Não é boa ideia o Presidente da República continuar por aí a abraçar pessoas como sempre fez. Além de violar as orientações das autoridades de saúde, assoberbadas com o enorme desafio da covid-19, Marcelo Rebelo de Sousa está neste momento perante um dilema que pode vir a tirar-lhe o chão: que fazer sem as selfies e os beijinhos que se tornaram nele uma segunda natureza?

Perante a epidemia global da covid-19, com consequências graves e ainda imprevisíveis a muitos níveis, as regras da OMS apontam para a necessidade de algum distanciamento interpessoal para evitar contágios. Sem exageros, mas com bom senso. Tem sido essa, também, uma das orientações da Direcção-Geral da Saúde. Ora o hábito de beijar e abraçar toda a gente, mesmo pessoas desconhecidas, é frequente nos políticos, que são até criticados se o não fizerem. Vamos ter de mudar esse padrão de comportamento, que é sociocultural e está muito arreigado.

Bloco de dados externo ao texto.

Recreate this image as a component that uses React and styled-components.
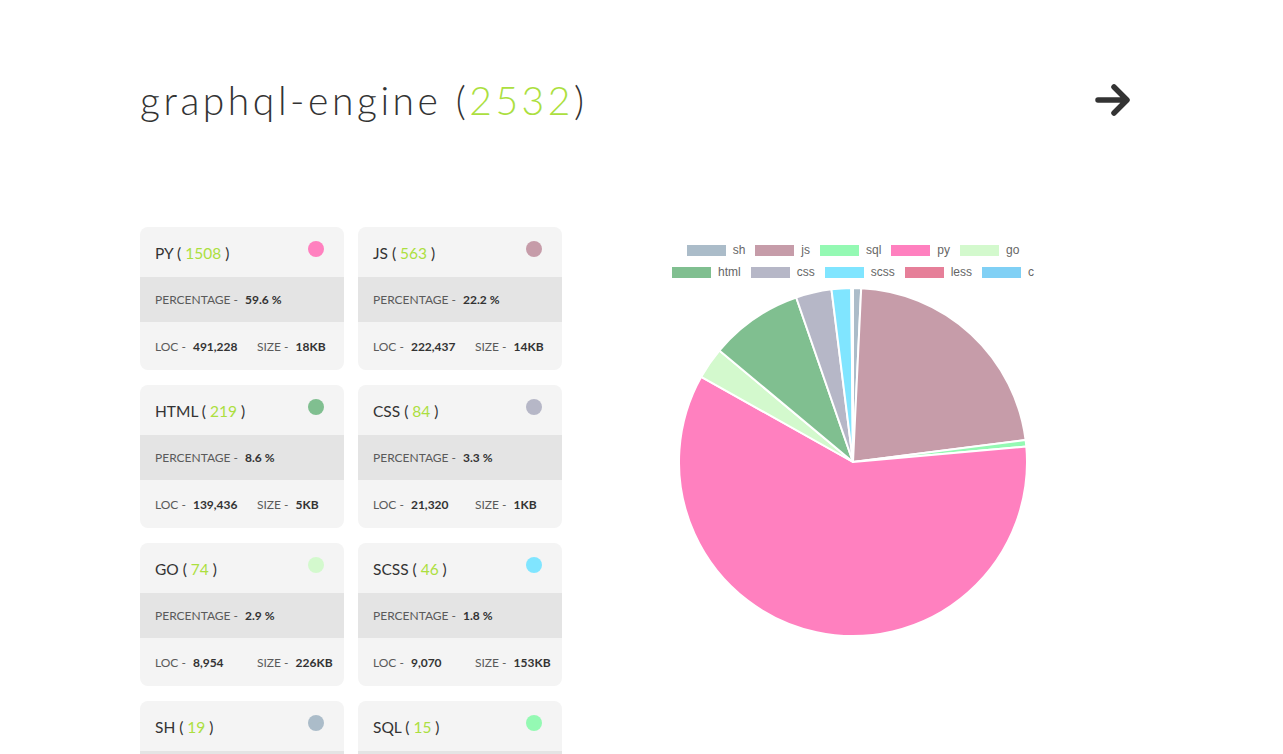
import React from "react";
import styled, { createGlobalStyle } from "styled-components";

const Global = createGlobalStyle`
  html, body { margin: 0; padding: 0; background: #fff; }
  body { font-family: "Lato", "Noto Sans", sans-serif; color: #333; }
`;

const langs = [
  { key: "sh", count: 19, color: "#abbcc9", pct: "0.8", loc: "1,210", size: "2KB" },
  { key: "js", count: 563, color: "#c69ca9", pct: "22.2", loc: "222,437", size: "14KB" },
  { key: "sql", count: 15, color: "#94f9b3", pct: "0.6", loc: "3,112", size: "4KB" },
  { key: "py", count: 1508, color: "#ff80bf", pct: "59.6", loc: "491,228", size: "18KB" },
  { key: "go", count: 74, color: "#d3f9cd", pct: "2.9", loc: "8,954", size: "226KB" },
  { key: "html", count: 219, color: "#80bf90", pct: "8.6", loc: "139,436", size: "5KB" },
  { key: "css", count: 84, color: "#b6b7c7", pct: "3.3", loc: "21,320", size: "1KB" },
  { key: "scss", count: 46, color: "#80e5ff", pct: "1.8", loc: "9,070", size: "153KB" },
  { key: "less", count: 3, color: "#e67f99", pct: "0.1", loc: "412", size: "1KB" },
  { key: "c", count: 1, color: "#80d0f5", pct: "0.0", loc: "120", size: "1KB" },
];

const cardOrder = ["py", "js", "html", "css", "go", "scss", "sh", "sql", "less", "c"];

const Page = styled.div`
  padding: 78px 0 40px 140px;
  width: 990px;
`;

const Header = styled.header`
  display: flex;
  justify-content: space-between;
  align-items: center;
  height: 44px;
`;

const Title = styled.h1`
  margin: 0;
  font-family: "Lato", sans-serif;
  font-weight: 300;
  font-size: 39px;
  letter-spacing: 3.55px;
  color: #333;
  line-height: 44px;
`;

const Num = styled.span`
  color: #acdf3f;
`;

const ArrowBtn = styled.div`
  width: 38px;
  height: 38px;
  display: flex;
  align-items: center;
  justify-content: center;
  margin-right: -2px;
`;

const Content = styled.div`
  display: flex;
  margin-top: 105px;
`;

const Grid = styled.div`
  display: grid;
  grid-template-columns: 204px 204px;
  column-gap: 14px;
  row-gap: 15px;
  align-content: start;
`;

const Card = styled.div`
  background: #f4f4f4;
  border-radius: 8px;
  overflow: hidden;
  font-family: "Lato", sans-serif;
`;

const CardHead = styled.div`
  height: 50px;
  display: flex;
  align-items: center;
  justify-content: space-between;
  padding: 0 20px 0 15px;
`;

const Name = styled.div`
  font-size: 15.5px;
  color: #333;
  margin-top: 2px;
`;

const Dot = styled.span`
  width: 16px;
  height: 16px;
  border-radius: 50%;
  background: ${(p) => p.$c};
  margin-top: -6px;
`;

const PctRow = styled.div`
  height: 45px;
  background: #e4e4e4;
  display: flex;
  align-items: center;
  padding-left: 15px;
  font-size: 12px;
`;

const Label = styled.span`
  color: #5a5a5a;
  font-weight: 400;
`;

const Val = styled.b`
  color: #333;
  font-weight: 700;
  margin-left: 7px;
`;

const Bottom = styled.div`
  height: 48px;
  display: grid;
  grid-template-columns: 1fr 1fr;
  align-items: center;
  font-size: 12px;
`;

const Cell = styled.div`
  padding-left: 15px;
  white-space: nowrap;
`;

const ChartCol = styled.div`
  flex: 1;
  display: flex;
  flex-direction: column;
  align-items: center;
  padding-top: 15px;
  padding-left: 10px;
`;

const Legend = styled.div`
  display: flex;
  flex-wrap: wrap;
  justify-content: center;
  width: 380px;
  row-gap: 6px;
  column-gap: 10px;
  margin-left: 4px;
  font-family: "Liberation Sans", Arial, sans-serif;
  font-size: 12px;
  color: #666;
`;

const LegendItem = styled.div`
  display: flex;
  align-items: center;
  gap: 7px;
  height: 16px;
`;

const Swatch = styled.span`
  width: 39px;
  height: 11px;
  background: ${(p) => p.$c};
`;

const PieWrap = styled.div`
  margin-top: 6px;
  margin-left: 4px;
`;

function Pie() {
  const total = langs.reduce((a, l) => a + l.count, 0);
  const cx = 176, cy = 176, r = 174;
  let ang = -Math.PI / 2;
  const paths = langs.map((l) => {
    const a0 = ang;
    const a1 = ang + (l.count / total) * Math.PI * 2;
    ang = a1;
    const x0 = cx + r * Math.cos(a0), y0 = cy + r * Math.sin(a0);
    const x1 = cx + r * Math.cos(a1), y1 = cy + r * Math.sin(a1);
    const large = a1 - a0 > Math.PI ? 1 : 0;
    return (
      <path
        key={l.key}
        d={`M${cx},${cy} L${x0},${y0} A${r},${r} 0 ${large} 1 ${x1},${y1} Z`}
        fill={l.color}
        stroke="#fff"
        strokeWidth="2"
        strokeLinejoin="round"
      />
    );
  });
  return (
    <svg width="352" height="352" viewBox="0 0 352 352">
      {paths}
    </svg>
  );
}

export default function App() {
  const byKey = Object.fromEntries(langs.map((l) => [l.key, l]));
  return (
    <>
      <Global />
      <Page>
        <Header>
          <Title>
            graphql-engine (<Num>2532</Num>)
          </Title>
          <ArrowBtn>
            <svg width="36" height="34" viewBox="0 0 36 34">
              <path
                d="M3 17 H31 M19 4 L32 17 L19 30"
                fill="none"
                stroke="#333"
                strokeWidth="5.5"
                strokeLinecap="round"
                strokeLinejoin="round"
              />
            </svg>
          </ArrowBtn>
        </Header>
        <Content>
          <Grid>
            {cardOrder.map((k) => {
              const l = byKey[k];
              return (
                <Card key={k}>
                  <CardHead>
                    <Name>
                      {k.toUpperCase()} ( <Num>{l.count}</Num> )
                    </Name>
                    <Dot $c={l.color} />
                  </CardHead>
                  <PctRow>
                    <Label>PERCENTAGE -</Label>
                    <Val>{l.pct} %</Val>
                  </PctRow>
                  <Bottom>
                    <Cell>
                      <Label>LOC -</Label>
                      <Val>{l.loc}</Val>
                    </Cell>
                    <Cell>
                      <Label>SIZE -</Label>
                      <Val>{l.size}</Val>
                    </Cell>
                  </Bottom>
                </Card>
              );
            })}
          </Grid>
          <ChartCol>
            <Legend>
              {langs.map((l) => (
                <LegendItem key={l.key}>
                  <Swatch $c={l.color} />
                  {l.key}
                </LegendItem>
              ))}
            </Legend>
            <PieWrap>
              <Pie />
            </PieWrap>
          </ChartCol>
        </Content>
      </Page>
    </>
  );
}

Edward T. Hall chamou há muito anos “dimensão oculta” a essa espécie de bolha invisível que nos cerca e que é o nosso território individual, cuja invasão por terceiros é sentida como uma agressão se não houver um contexto de intimidade. Essa bolha varia de tamanho com as culturas e circunstâncias, o que explica que um forte abraço de um estranho num funeral não seja considerado invasivo, mas uma aproximação excessiva de alguém desconhecido na rua seja um sinal de alerta.

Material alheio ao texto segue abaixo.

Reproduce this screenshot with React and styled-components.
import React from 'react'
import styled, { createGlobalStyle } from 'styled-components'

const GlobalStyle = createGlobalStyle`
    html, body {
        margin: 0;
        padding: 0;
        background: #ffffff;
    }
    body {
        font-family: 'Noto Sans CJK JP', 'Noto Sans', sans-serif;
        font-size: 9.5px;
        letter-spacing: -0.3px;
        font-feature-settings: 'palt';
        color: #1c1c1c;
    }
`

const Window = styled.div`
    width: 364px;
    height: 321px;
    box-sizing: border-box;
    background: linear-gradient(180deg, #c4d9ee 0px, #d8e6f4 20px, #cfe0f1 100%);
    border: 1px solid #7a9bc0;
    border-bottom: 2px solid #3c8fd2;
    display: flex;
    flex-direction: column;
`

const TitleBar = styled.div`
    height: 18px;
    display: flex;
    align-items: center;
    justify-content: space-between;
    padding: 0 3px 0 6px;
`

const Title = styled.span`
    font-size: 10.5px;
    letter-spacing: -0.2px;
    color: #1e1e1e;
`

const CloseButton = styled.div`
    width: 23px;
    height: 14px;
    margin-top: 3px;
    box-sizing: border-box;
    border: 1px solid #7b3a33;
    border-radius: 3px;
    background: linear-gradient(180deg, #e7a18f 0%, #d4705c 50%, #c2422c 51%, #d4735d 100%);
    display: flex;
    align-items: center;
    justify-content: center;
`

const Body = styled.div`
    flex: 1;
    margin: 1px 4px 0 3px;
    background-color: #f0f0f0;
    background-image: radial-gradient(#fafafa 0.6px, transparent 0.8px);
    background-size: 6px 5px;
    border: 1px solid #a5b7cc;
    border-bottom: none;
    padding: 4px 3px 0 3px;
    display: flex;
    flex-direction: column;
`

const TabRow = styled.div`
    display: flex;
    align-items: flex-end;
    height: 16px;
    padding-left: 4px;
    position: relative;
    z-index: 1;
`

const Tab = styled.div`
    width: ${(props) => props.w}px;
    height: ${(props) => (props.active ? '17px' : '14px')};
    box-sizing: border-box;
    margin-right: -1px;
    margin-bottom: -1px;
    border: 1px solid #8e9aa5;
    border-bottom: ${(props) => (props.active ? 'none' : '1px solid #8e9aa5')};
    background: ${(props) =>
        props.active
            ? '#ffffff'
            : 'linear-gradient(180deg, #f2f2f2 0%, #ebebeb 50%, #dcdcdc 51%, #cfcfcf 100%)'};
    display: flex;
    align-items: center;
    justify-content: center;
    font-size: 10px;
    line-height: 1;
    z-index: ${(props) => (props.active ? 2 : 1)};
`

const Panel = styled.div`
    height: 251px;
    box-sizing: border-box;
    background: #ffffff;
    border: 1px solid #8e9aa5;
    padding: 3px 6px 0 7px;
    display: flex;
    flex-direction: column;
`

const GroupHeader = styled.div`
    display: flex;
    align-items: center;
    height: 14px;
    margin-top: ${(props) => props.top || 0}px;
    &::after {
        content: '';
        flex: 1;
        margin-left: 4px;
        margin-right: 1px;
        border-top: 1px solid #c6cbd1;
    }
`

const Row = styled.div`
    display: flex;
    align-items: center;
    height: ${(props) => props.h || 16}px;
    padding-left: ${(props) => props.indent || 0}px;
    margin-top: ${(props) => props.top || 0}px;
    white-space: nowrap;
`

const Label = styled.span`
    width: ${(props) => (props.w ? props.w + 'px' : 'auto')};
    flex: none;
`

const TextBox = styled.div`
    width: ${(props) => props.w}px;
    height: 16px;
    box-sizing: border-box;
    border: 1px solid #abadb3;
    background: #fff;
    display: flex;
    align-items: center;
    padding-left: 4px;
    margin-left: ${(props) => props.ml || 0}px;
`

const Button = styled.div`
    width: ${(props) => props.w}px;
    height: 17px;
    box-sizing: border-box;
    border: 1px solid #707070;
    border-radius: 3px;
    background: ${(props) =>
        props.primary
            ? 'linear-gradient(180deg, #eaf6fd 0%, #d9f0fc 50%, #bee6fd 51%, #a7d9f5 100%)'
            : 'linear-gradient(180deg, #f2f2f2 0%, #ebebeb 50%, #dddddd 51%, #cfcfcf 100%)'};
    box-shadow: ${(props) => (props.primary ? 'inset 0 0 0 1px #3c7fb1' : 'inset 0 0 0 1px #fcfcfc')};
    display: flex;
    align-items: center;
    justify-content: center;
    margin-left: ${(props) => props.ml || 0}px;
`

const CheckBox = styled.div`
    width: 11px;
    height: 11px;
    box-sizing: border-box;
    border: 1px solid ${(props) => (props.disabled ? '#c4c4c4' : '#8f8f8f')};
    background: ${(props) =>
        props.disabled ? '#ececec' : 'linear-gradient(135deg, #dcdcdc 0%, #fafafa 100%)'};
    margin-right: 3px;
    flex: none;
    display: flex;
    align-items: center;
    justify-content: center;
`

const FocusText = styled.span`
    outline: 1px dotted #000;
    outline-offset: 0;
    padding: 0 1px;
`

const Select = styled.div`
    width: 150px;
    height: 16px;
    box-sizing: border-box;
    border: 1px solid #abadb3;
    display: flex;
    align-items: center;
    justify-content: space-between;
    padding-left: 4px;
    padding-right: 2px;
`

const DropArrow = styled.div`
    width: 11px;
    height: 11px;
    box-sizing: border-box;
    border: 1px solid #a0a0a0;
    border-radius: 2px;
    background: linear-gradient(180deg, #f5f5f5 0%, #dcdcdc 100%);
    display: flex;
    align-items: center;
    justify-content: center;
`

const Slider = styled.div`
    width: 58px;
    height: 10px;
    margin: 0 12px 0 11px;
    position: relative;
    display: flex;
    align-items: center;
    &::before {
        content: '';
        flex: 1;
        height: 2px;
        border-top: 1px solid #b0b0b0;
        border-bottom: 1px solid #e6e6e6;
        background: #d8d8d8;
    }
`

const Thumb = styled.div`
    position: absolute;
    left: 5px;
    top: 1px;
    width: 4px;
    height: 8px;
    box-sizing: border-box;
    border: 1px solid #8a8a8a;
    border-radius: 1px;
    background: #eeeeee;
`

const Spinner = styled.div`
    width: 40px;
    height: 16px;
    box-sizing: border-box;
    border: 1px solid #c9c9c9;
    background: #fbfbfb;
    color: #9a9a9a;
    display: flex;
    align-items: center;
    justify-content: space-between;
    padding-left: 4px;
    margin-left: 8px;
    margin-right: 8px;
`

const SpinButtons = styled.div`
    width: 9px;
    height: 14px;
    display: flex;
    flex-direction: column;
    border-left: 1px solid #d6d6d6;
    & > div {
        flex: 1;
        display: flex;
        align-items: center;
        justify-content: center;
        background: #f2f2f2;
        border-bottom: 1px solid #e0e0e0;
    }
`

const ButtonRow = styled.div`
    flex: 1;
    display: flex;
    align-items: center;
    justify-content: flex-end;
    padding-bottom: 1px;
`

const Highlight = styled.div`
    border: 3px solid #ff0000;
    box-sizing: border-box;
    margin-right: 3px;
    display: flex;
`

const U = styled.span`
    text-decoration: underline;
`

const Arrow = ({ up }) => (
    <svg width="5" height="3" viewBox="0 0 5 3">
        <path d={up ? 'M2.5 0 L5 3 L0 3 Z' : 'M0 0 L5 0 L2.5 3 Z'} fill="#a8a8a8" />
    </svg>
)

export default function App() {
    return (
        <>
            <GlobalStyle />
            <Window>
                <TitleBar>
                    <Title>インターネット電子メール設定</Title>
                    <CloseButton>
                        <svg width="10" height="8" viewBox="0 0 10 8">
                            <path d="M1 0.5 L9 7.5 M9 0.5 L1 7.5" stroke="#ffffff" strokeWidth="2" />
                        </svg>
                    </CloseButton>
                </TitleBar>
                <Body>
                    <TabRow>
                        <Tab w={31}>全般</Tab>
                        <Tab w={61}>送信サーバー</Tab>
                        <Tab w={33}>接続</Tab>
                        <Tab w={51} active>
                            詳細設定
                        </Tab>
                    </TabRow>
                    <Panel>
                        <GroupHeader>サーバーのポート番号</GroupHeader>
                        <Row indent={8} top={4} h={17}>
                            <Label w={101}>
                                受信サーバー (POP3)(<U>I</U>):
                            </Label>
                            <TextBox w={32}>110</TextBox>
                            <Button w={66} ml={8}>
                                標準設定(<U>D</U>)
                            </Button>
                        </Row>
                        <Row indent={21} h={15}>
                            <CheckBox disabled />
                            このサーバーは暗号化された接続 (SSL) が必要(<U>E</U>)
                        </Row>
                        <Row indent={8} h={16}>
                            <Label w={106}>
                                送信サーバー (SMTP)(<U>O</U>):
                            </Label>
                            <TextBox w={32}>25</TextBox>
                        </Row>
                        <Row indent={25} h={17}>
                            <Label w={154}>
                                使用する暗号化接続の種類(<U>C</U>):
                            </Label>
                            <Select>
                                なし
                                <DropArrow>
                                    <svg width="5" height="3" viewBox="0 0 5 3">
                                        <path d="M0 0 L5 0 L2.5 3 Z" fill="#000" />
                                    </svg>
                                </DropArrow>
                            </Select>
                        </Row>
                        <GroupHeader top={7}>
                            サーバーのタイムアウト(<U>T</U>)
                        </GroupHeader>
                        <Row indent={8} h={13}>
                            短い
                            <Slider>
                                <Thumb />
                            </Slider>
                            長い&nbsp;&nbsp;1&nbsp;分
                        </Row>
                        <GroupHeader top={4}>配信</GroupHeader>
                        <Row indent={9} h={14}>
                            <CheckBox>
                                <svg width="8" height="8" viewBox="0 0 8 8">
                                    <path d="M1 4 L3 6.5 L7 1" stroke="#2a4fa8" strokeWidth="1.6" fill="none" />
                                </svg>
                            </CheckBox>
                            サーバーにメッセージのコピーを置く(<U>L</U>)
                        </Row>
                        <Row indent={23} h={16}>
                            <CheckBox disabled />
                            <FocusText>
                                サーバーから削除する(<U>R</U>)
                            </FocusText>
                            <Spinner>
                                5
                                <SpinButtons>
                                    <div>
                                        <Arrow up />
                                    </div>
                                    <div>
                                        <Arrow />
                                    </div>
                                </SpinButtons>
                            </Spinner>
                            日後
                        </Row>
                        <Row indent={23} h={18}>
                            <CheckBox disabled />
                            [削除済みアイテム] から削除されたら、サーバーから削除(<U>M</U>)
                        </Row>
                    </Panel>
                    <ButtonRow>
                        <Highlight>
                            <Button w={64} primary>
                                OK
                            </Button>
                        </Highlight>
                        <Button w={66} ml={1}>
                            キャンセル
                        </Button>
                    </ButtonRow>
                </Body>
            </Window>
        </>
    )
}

A “proxémia”, como a Escola de Palo Alto a que Edward Hall pertencia chamou a este conceito, desenvolveu o tema nas suas implicações antropológicas, sociológicas e psicológicas. Analisou-o na experiência quotidiana, na vida urbana, no contacto intercultural. Os diplomatas, por exemplo, aprendem a gerir a distância aos seus interlocutores de acordo com os hábitos de cada cultura.

Os latinos são conhecidos por uma proximidade física muito maior do que a de povos nórdicos, o que pode causar estranheza no relacionamento interpessoal. Um dos traumas que Lady Di provocou na família real inglesa foi o de não respeitar a velha etiqueta da aristocracia britânica, que determinava que se guardassem distâncias ao dirigir a palavra a pessoas de outra condição.

A covid-19 está desde já a obrigar-nos a rever alguns dos nossos hábitos políticos. O que parecia numa figura pública um gesto de afecto e proximidade pode passar a ser considerado um mau exemplo ou mesmo uma temeridade. Há que reequacionar o tipo de campanhas eleitorais a que estamos habituados. A distância entre eleitores e eleitos não se anula com proximidade corporal.

Não é por isso boa ideia o Presidente da República continuar por aí a abraçar pessoas como sempre fez. Além de violar as orientações das autoridades de saúde, assoberbadas com o enorme desafio da covid-19, Marcelo Rebelo de Sousa está neste momento perante um dilema que pode vir a tirar-lhe o chão: que fazer sem as selfies e os beijinhos que se tornaram nele uma segunda natureza?